Kina’s been taking these dance classes with her little friend Sloane for the last several weeks. She wears a little leotard and ballet slippers and a sleek ponytail, then hops around and twirls in the ways you might expect a four year old to hop and twirl. Sometimes she comes home and sings little songs whose lyrics I end up having to look up online so that she can dance to them at home. One of them goes:
This is a special song
You hafta put your ears on
Listen for the magic word
S! T! O! P!
Says what you can do
It’s something that you may have heard
It’s a real earworm, lemme tell ya.
Anyhow, it didn’t occur to me that you might be able to teach somebody who is forty inches tall about ballet things with French names. And so, when Kina came home yesterday and insisted on showing me her portabra, I was baffled, for two reasons:
It is actually spelled port de bras.
I am totally ignorant about the concept of port de bras, because I know nothing about ballet.
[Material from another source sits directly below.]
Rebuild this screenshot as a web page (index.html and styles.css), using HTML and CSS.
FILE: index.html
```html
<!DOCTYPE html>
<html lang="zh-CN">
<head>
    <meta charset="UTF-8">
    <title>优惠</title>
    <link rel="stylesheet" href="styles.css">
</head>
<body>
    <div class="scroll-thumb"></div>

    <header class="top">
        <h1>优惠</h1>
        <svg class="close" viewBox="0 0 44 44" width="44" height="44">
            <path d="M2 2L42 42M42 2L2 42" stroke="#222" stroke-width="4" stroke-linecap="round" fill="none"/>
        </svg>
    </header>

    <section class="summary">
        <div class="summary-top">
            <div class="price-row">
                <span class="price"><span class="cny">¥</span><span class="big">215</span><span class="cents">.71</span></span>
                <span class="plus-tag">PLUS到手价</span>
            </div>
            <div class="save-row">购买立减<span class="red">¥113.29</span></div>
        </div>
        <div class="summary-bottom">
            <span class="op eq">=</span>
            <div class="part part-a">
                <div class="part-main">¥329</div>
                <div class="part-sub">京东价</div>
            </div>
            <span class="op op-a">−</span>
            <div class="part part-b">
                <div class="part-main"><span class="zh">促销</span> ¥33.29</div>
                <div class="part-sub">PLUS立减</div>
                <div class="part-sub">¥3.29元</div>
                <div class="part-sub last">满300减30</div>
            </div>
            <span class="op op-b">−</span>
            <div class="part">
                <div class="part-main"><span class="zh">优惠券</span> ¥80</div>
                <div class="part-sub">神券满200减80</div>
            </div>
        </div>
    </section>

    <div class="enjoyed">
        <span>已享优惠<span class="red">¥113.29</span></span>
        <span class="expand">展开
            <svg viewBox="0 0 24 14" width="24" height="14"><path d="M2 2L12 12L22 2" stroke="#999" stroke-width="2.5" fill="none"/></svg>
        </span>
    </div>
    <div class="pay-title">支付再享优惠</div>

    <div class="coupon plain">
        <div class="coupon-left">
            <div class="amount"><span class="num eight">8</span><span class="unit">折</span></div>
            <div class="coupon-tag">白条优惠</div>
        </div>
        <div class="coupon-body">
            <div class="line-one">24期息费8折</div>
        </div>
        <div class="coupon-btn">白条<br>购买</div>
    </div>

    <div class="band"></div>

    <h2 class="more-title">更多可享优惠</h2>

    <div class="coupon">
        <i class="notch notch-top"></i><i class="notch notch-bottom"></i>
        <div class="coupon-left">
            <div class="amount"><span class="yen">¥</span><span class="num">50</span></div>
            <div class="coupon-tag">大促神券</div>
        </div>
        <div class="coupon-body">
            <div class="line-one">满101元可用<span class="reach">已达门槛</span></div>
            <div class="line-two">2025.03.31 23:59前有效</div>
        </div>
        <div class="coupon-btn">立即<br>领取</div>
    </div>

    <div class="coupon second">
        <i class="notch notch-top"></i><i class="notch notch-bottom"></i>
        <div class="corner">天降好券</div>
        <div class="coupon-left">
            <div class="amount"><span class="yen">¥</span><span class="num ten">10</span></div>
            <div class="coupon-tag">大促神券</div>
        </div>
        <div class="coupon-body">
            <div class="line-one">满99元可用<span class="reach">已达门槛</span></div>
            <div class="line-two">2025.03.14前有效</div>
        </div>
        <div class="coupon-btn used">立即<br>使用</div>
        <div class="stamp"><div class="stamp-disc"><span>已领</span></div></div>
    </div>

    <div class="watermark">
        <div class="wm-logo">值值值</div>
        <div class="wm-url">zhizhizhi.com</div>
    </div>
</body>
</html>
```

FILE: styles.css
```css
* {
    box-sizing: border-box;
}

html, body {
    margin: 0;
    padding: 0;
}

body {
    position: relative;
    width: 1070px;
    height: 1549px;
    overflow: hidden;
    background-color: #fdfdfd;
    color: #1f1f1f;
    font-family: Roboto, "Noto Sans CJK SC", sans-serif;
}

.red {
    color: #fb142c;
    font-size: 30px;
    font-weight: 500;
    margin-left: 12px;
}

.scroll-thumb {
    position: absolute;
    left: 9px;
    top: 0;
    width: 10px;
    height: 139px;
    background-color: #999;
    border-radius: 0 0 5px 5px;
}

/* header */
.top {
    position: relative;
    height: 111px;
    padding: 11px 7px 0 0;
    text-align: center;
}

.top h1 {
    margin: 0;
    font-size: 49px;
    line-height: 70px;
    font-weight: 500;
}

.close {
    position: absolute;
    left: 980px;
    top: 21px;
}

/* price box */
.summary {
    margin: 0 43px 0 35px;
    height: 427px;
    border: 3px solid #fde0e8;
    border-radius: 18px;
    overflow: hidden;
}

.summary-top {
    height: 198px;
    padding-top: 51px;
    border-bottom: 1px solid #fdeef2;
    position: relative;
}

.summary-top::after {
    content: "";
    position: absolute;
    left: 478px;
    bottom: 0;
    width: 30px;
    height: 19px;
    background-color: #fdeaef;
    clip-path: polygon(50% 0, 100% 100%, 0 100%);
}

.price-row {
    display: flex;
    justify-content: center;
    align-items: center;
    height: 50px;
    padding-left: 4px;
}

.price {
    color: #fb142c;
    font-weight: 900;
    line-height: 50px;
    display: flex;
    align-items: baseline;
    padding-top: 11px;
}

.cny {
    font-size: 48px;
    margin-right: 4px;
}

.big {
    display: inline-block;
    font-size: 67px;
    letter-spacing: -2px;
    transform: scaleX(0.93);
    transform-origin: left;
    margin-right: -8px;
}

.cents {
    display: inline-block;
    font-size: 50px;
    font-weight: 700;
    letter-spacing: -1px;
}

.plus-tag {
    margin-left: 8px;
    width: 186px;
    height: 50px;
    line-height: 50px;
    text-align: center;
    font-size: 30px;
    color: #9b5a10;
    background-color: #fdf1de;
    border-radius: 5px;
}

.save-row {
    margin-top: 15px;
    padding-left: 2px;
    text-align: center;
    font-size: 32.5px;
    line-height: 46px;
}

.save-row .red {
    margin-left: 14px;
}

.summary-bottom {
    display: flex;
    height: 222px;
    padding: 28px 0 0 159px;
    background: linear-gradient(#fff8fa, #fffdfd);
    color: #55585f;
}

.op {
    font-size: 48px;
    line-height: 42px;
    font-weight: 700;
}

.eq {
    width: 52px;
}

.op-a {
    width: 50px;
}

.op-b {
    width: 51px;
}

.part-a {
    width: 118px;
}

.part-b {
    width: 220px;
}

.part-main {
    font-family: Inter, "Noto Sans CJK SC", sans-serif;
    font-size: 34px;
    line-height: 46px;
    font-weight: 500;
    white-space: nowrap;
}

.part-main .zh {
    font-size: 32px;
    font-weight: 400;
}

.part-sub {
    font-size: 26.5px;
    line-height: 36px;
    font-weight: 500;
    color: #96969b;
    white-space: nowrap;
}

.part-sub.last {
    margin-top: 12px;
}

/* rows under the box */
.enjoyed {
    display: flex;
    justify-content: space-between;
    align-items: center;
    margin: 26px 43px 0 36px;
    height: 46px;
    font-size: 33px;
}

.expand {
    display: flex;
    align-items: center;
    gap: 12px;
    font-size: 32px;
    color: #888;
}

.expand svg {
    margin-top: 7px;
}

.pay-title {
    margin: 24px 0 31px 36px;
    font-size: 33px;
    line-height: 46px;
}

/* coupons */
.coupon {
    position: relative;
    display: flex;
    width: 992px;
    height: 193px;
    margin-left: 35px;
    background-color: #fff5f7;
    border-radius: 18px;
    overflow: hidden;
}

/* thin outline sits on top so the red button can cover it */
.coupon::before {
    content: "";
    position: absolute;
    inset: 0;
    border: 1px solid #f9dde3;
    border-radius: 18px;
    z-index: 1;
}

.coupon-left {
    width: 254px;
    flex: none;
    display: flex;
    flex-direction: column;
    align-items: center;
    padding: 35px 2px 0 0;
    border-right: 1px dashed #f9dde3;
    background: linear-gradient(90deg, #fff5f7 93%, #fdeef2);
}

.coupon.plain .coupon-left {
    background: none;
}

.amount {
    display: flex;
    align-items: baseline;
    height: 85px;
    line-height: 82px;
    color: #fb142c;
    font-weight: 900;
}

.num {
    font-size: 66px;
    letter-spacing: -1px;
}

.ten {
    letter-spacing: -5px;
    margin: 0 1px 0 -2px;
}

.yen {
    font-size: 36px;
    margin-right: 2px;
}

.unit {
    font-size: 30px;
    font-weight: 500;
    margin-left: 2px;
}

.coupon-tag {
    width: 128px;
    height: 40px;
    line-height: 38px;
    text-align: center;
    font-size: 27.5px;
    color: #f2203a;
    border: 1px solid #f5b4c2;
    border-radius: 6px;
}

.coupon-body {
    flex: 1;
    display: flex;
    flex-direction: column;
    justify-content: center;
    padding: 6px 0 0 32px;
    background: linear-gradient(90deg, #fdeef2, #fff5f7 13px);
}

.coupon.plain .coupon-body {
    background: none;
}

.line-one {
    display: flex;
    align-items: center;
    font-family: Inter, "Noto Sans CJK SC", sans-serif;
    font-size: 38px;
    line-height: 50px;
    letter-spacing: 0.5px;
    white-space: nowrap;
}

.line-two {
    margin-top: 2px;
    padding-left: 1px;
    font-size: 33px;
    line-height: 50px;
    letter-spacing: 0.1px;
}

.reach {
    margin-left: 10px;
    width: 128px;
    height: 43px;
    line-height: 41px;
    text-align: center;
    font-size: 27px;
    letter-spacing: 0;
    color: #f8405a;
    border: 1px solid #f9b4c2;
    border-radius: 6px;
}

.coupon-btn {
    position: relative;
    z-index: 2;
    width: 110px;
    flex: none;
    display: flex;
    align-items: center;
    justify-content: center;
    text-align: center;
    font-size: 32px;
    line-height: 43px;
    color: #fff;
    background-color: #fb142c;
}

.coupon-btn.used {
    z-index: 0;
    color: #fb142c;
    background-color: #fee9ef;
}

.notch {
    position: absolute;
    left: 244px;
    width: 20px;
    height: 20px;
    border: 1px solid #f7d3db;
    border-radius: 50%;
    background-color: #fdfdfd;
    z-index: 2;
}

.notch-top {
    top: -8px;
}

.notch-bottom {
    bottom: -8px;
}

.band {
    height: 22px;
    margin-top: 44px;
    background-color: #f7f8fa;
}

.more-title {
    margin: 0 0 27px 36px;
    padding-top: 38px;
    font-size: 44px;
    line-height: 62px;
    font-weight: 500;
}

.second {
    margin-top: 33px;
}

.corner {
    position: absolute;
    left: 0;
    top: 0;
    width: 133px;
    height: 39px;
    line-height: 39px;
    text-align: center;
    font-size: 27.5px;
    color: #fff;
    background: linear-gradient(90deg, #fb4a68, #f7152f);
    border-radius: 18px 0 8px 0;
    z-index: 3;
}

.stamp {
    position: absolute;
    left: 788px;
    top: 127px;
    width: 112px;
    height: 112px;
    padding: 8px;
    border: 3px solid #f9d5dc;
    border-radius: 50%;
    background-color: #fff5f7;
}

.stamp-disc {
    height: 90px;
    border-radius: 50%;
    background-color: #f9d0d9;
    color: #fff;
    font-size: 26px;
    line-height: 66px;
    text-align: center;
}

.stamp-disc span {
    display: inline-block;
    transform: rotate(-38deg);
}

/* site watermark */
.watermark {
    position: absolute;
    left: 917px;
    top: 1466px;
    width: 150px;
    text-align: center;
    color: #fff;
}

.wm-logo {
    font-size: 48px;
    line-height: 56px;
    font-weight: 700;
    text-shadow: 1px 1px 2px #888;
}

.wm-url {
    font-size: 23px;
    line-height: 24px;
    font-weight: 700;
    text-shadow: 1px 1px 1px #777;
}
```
Subsequently, when Kina busted out her portabra, it took me some time to recognize that she was doing a thing that actual ballet dancers do, and not just waving her hands around to a peppy little kid’s song. I nodded approvingly, and then Kina made me try it myself. She brutally critiqued my hand orientation in second position and laid into me for not following my arms with my gaze as I extended them from fifth position. She is an uncompromising instructor and a stickler for detail, which is all the more impressive for her relative lack of training and the fact that she is four.
Given enough time, I’m sure I could learn the ropes, but I’m not confident in my shot at a spot in the corps de ballet of the American Ballet Theater. Not, at least, until I really nail that second position.